Many residents agreed. “Don’t speak to me about this mayor. He’s a catastrophe,” said Christine, a carer. “He built bike lanes to keep the bobos happy but that’s about it.”
Grocery store manager Taylor Zingnani, 21, said: “Ten years ago, there were a couple of deal spots; now they’re everywhere. I want to leave. The risk of a stray bullet is frightening.”
Back in his office, prosecutor Mr Manteaux is perplexed by the mayor’s CCTV objections. “Today we are almost blind. One of the main individual freedoms is security. Cameras help solve crimes.”
He welcomes a new narco traffic law creating a national drug prosecutor next January and pointed out that France’s struggle was part of a far wider European crisis.

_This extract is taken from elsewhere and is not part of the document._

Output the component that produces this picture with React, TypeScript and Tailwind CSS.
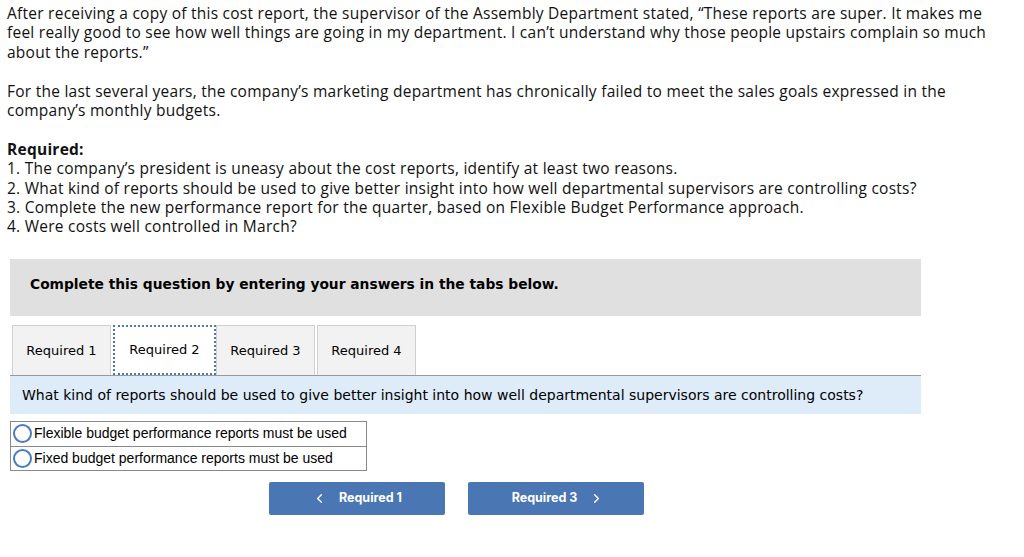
import { ChevronLeft, ChevronRight } from "lucide-react";

const intro = [
  "After receiving a copy of this cost report, the supervisor of the Assembly Department stated, \u201cThese reports are super. It makes me",
  "feel really good to see how well things are going in my department. I can\u2019t understand why those people upstairs complain so much",
  "about the reports.\u201d",
];

const para2 = [
  "For the last several years, the company\u2019s marketing department has chronically failed to meet the sales goals expressed in the",
  "company\u2019s monthly budgets.",
];

const required = [
  "1. The company\u2019s president is uneasy about the cost reports, identify at least two reasons.",
  "2. What kind of reports should be used to give better insight into how well departmental supervisors are controlling costs?",
  "3. Complete the new performance report for the quarter, based on Flexible Budget Performance approach.",
  "4. Were costs well controlled in March?",
];

const tabs = ["Required 1", "Required 2", "Required 3", "Required 4"];

const options = [
  "Flexible budget performance reports must be used",
  "Fixed budget performance reports must be used",
];

export default function App() {
  return (
    <div className="min-h-screen bg-white text-[#111]">
      {/* question text */}
      <div className="px-[7px] pt-[4px] text-[15.5px] tracking-[0.25px] leading-[19.4px] font-['Open_Sans',sans-serif] whitespace-nowrap">
        {intro.map((l) => (
          <div key={l}>{l}</div>
        ))}
        <div className="h-[19.4px]" />
        {para2.map((l) => (
          <div key={l}>{l}</div>
        ))}
        <div className="h-[19.4px]" />
        <div className="font-bold">Required:</div>
        {required.map((l) => (
          <div key={l}>{l}</div>
        ))}
      </div>

      {/* instructions box */}
      <div className="ml-[10px] mt-[22px] w-[911px] h-[57px] bg-[#e0e0e0] pl-[20px] pt-[15px] font-['DejaVu_Sans',Verdana,sans-serif] text-[13.8px] font-bold text-black">
        Complete this question by entering your answers in the tabs below.
      </div>

      {/* tabs */}
      <div className="ml-[10px] mt-[9px] w-[911px] border-b border-[#999] flex pl-[2px] font-['DejaVu_Sans',Verdana,sans-serif] text-[13px] text-black">
        {tabs.map((t, i) =>
          i === 1 ? (
            <div
              key={t}
              className="h-[50px] w-[103px] bg-white border-2 border-dotted border-[#4a77b4] -mb-px flex items-center justify-center"
            >
              {t}
            </div>
          ) : (
            <div
              key={t}
              className="h-[50px] w-[99px] mr-[2px] bg-[#f2f2f2] border border-b-0 border-[#d0d0d0] flex items-center justify-center"
            >
              {t}
            </div>
          )
        )}
      </div>

      {/* question band */}
      <div className="ml-[10px] w-[911px] h-[38px] bg-[#deebf8] pl-[12px] pt-[1px] flex items-center font-['DejaVu_Sans',Verdana,sans-serif] text-[14px] text-black">
        What kind of reports should be used to give better insight into how well departmental supervisors are controlling costs?
      </div>

      {/* options */}
      <div className="ml-[10px] mt-[7px] w-[357px] border border-[#8a8a8a] font-['Liberation_Sans',Arial,sans-serif] text-[14px] text-black">
        {options.map((o, i) => (
          <label
            key={o}
            className={`h-[24px] flex items-center gap-[2px] pl-[2px] ${i > 0 ? "border-t border-[#8a8a8a]" : ""}`}
          >
            <span className="w-[19px] h-[19px] rounded-full border-2 border-[#4a7cc0] bg-white shrink-0" />
            {o}
          </label>
        ))}
      </div>

      {/* nav buttons */}
      <div className="ml-[269px] mt-[11px] flex gap-[23px] font-['Inter',sans-serif] text-[12.5px] font-bold text-white">
        <button className="w-[176px] h-[33px] rounded-[2px] bg-[#4a76b3] flex items-center justify-center gap-[12px]">
          <ChevronLeft size={15} strokeWidth={2.2} />
          <span>Required 1</span>
        </button>
        <button className="w-[176px] h-[33px] rounded-[2px] bg-[#4a76b3] flex items-center justify-center gap-[12px] pl-[4px]">
          <span>Required 3</span>
          <ChevronRight size={15} strokeWidth={2.2} />
        </button>
      </div>
    </div>
  );
}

France is only one front in a booming European drugs economy worth tens of billions of euros, driven by a record influx of cocaine through ports like Antwerp and Rotterdam. The same networks behind that surge fuel violence from Marseille to Grenoble, making local turf wars just one fragment of a continental narcotics market.
Yet mafia expert Roberto Saviano, author of Gomorra, says France is struggling to confront it “because it has ignored the issue for 30 years”.
Ofast, the country’s anti-narcotics office, estimates that fewer than ten major organisations now control almost all cocaine imports – what investigators describe as resembling a “French cocaine cartel”.
“These narco traffickers are seeking to install a counter-society,” said Mr Manteaux.
He echoed the president’s warning that urban “bourgeois” users fuel the violence. “We cannot deplore deaths on the one hand and continue consuming in the evenings after work.”
Mr Piolle made similar remarks at a mayors’ conference, calling for cannabis legalisation and warning that police were “bailing out the sea with a teaspoon”.
Mr Manteaux said he intended to target Grenoble’s students and affluent green-tech engineers buying cocaine, forcing offenders into rehabilitation courses. He also warned ski resorts that he would not allow them to become “blind spots” for powder of a different nature. Offenders face a €200 fine and up to a year in prison.
“I say to our British friends: enjoy our slopes. But don’t buy drugs, or we’ll come after you.”